Materialism
Materialism (or physicalism) can signify either a broad metaphysical view, or, more narrowly, a type of theory of mind. Metaphysical materialism is a specific kind of naturalism which contends that everything that exists is either physical or dependent upon the physical. Broadly understood, reductionist materialism maintains that everything is strictly physical; more narrowly, it maintains that the mind (at least) is purely physical. Nonreductive materialism also allows the existence of nonphysical properties that inhere in, or emerge from, a physical substrate. Consequently, it is sometimes called emergent materialism or property dualism. In the broad sense, nonreductive materialism holds that everything is physical or at least dependent upon the physical; and in the narrower sense it holds that the mind can have both physical and nonphysical aspects even though it must be instantiated in a physical system like the brain.
While metaphysical materialism entails a materialist theory of mind, one can be a materialist about the mental without believing that everything is physical (e.g., some theologians are nonreductive materialists about the human mind but believe that God is neither physical nor dependent upon the physical; and some philosophers who think that the mind is purely physical also believe in nonphysical abstract objects).
A Case for Physicalism about the Human Mind (Great Debate) (2007) by Andrew Melnyk
In this chapter, I describe evidence for the view that the human mind is a physical entity, in much the same way in which the human digestive system or the human immune system are physical entities. The first section characterizes this view more fully. The second section explains the evidential relevance of physicalism about the mind to theism. The third section sketches two kinds of evidence that support physicalism about the human mind, while the final section considers an antiphysicalist response to the reasoning of the previous section.
Objections to Melnyk’s Case for Physicalism (Great Debate) (2007) by Stewart Goetz and Charles Taliaferro
According to physicalism, what we ordinarily take to be a causally undetermined mental action is both caused and determined.
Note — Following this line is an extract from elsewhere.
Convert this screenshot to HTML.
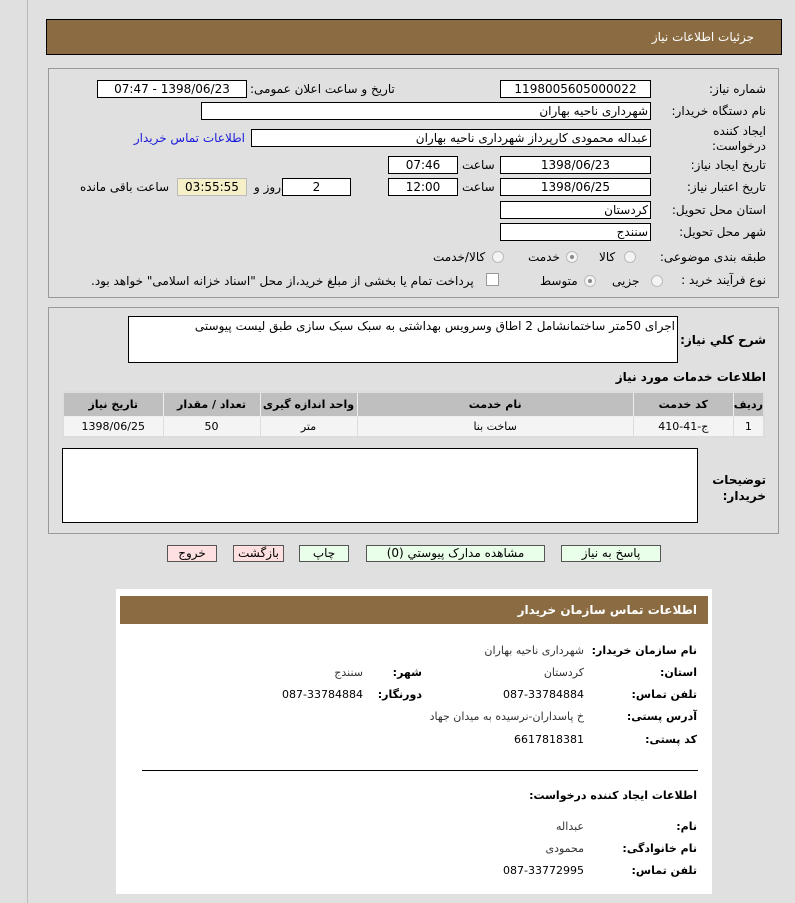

But if physicalism is true, important elements of the first-person point of view are mistaken: Andrew Melnyk’s choice to write his paper is not ultimately and irreducibly explained by a purpose, but by the nonpurposive causes of events in his brain. Physicalism implies that at bottom there are not purposive and causal explanations, but simply causal ones, and that there are not free and determined events, but only determined ones. Given these implications, why think that physicalism is true?
Physicalism and the First-Person Point of View (Great Debate) (2007) by Andrew Melnyk
In “A Case for Physicalism about the Human Mind,” I tried to assemble positive evidence that physicalism about human mentality is true, while insisting that no aspect of human behavior makes it necessary to adopt any kind of dualism about human mentality. In their reply, Charles Taliaferro and Stuart Goetz fail to engage my positive case for physicalism, and offer no examples of human behavior that can only be explained by some kind of dualism. Instead, they primarily object that my paper overlooks features of human mentality purportedly incompatible with physicalism and accessible only from “the first-person point of view,” such as free choice and reasons for acting. My response focuses on this objection alone.
Philosophical Materialism (1996) by Richard Vitzthum
Vitzthum surveys the materialist philosophical systems of Lucretius, Baron d’Holbach, and Ludwig Buechner, then turns to a discussion of 20th century materialism. Before delving into the mind-brain problem, he outlines the “metascientific” assumptions of materialism, their atheistic implications, and what materialism entails about life and mind. A brief consideration of the ontological status of numbers and moral concepts turns to a discussion of the success of reductionism in contemporary science.
Why (Almost All) Cosmologists are Atheists (2003) by Sean M. Carroll
Those who closely study the origin, development, and structure of the universe tend to disbelieve in any spiritual dimension to it. Science has inadvertently discovered that religious pictures of the world are false; when speaking to the same questions, science and religion invariably get different answers. Cosmology has no need for a First Cause since the Big Bang might simply be a transitional phase in an infinitely old universe or, alternatively, there may be no “before” the Big Bang anymore than there is a “north” of the North Pole. Appeals to alleged fine-tuning are presumptuous: physicists extrapolating from the earliest well-understood moment after the Big Bang using the laws of physics alone would erroneously deem our universe inhospitable to life. How, then, can we reliably anticipate the likelihood of life arising in hypothetical universes with different laws? Even supposing that physical constants are in fact “tunable” (which they may not be), constants might take on different values in other universes; and as Carroll puts it, “intelligent observers will only measure the values which obtain in those regions which are consistent with the existence of such observers.” Finally, cosmology betrays unintelligent design: entire classes of fundamental particles exist that would have no impact on life if they had never existed. Evidently, a simple materialist formalism could offer a complete description of the universe.